On Levying ISPs for DRM-Free Content

February 18, 2007

It should not be a surprise by now to see lawyers and politicians arguing bizarre things about the Internet. First, it was the infamous Senator Ted Stevens and his “series of tubes”, and now it is the Spanish Authors Association (SGAE) proposing to charge the ISPs and operators for illegal P2P downloads. Sort of a road-tax, but on the ISPs.

The challenge with SGAE’s proposal is that it is highly short-eyed and not understanding of the nature of the internet. It sadly follows the current trend across Europe, which makes our politicians think that they can fix any problem by imposing additional regulation.

If European ISPs were charged such levies on P2P downloads, it would be naïve to think that they would stand still looking at their decreased margins. First, the ISPs would certainly pass the cost onto the end consumer by increasing monthly broadband fees, with the terrible and unfair side-effect of making lawful citizens pay for committing no sin.
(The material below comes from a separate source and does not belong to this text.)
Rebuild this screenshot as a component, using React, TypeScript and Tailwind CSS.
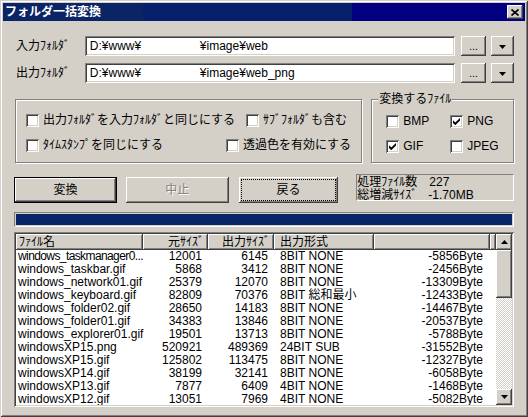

Secondly, every single ISP would start charging content providers for the usage of their networks. The media groups would not only need to pay their normal hosting and data centre fees as they currently do, but they would also have to pay every single other ISP in the country for the bandwidth used to connect end consumers to content.

The interesting thing is that those big media groups are the likes of Universal/Vivendi, Sony Music, EMI, which all co-share production costs with the news groups of CBS, CNN, Canal+ and Prisa. So at the end of the day, SGAE would end shooting itself on the foot.

In summary, the suggestion made by Pablo Hernández of SGAE is ill-conceived and hopefully will not see the light.